The Retold Histories of Clemson constitutes an attempt to revise old histories grounded in racism, sexism, and exploitation, but also articulates an attempt to challenge our notions of what it means to articulate communal values through a documentary narrative that assembles a variety of publics and which circulates both within and outside of our local university publics.
The Retold Histories of Clemson is an attempt by a few community stakeholders (four FYC courses, about 80 individuals altogether) to author narratives that outline our vision for what our community narratives mean, what they represent to us now, and what they’ve meant for our past developments and for our community’s future. Embedded within the popular understanding of Clemson University, as elevated by mainstream media representations and public relations endeavors, is a sanitized, superficial narrative of Clemson’s history with slavery and segregation pedaled by administrations and booster groups attempting to flatten and gloss over the very real violences at the heart of the university community’s foundation. Universities across the country are reckoning with the realization that the motives of the neoliberal, corporate R1-designated university only rarely overlap with the real work that comes with acknowledging and beginning the process of partially atoning for past violence that has been purged from official, sanctioned histories.

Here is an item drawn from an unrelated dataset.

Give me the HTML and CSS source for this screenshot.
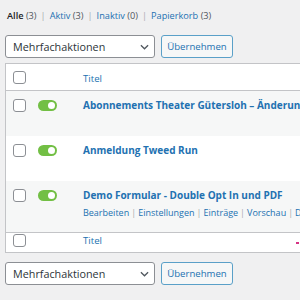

The Retold Histories of Clemson represents one modest attempt to articulate stories and narratives that have been neglected, deferred, and undervalued by existing power structures. The Retold Histories of Clemson positions itself less as a representation of what these sorts of revisionary histories should look like or as a perfect representation or solution to any problem at all, but rather as a modest effort within the structures afforded by a FYC course to revisit what are oftentimes taken-for-granted histories, and to initiate and generate a dialogue as our documentary films circulate among a diverse coalition of public stakeholders in this issue.